Figure 1: plots of estimated vs initial values of parameters ExtinctionCoeff and RUE. Numbers represent the repetition number of the minimization and the size of the bubbles the final value of the minimized criterion. The number in white, 2 in this case, is the minimization that lead to the minimal value of the criterion among all repetitions. In this case, minimizations converge towards different values for the parameters (3 for ExtinctionCoeff and 2 for RUE), which indicates the presence of local minima. Values of RUE are very close to the upper bound value. In realistic calibration cases this may indicate the presence of a large error in the observation values or in the simulated output values (this simple case with only one situation does not allow to derive such conclusion).

Run the model after optimization

In this case, the param_values argument is set so that estimated values of the parameters overwrite the values defined in the model input file (’.apsimx`).

sim_after_optim <- apsimx_wrapper(param_values = res$final_values,
                               model_options = model_options)

Plot the results

Here we use the CroPlotR package for comparing simulations and observations. As CroptimizR, CroPlotR can be used with any crop model.

p <- plot(sim_before_optim$sim_list, obs = obs_list, select_dyn = c("common"))
p1 <- p[[sit_name]] + labs(title = "Before Optimization")

p <- plot(sim_after_optim$sim_list, obs = obs_list, select_dyn = c("common"))
p2 <- p[[sit_name]] + labs(title = "After Optimization") +
  ylim(NA, ggplot_build(p1)$layout$panel_params[[1]]$y.range[2])

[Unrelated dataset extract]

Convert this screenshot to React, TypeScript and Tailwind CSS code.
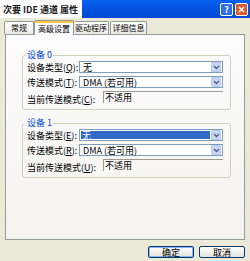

p <- grid.arrange(grobs = list(p1, p2), nrow = 1, ncol = 2)
# Save the graph
ggsave(file.path(optim_options$out_dir,
                 paste0("sim_obs_plots", ".png")), plot = p)

this gives:

Figure 2: plots of simulated and observed target variable before and after optimization. The gap between simulated and observed values has been drastically reduced: the minimizer has done its job!

Figure 2: plots of simulated and observed target variable before and after optimization. The gap between simulated and observed values has been drastically reduced: the minimizer has done its job!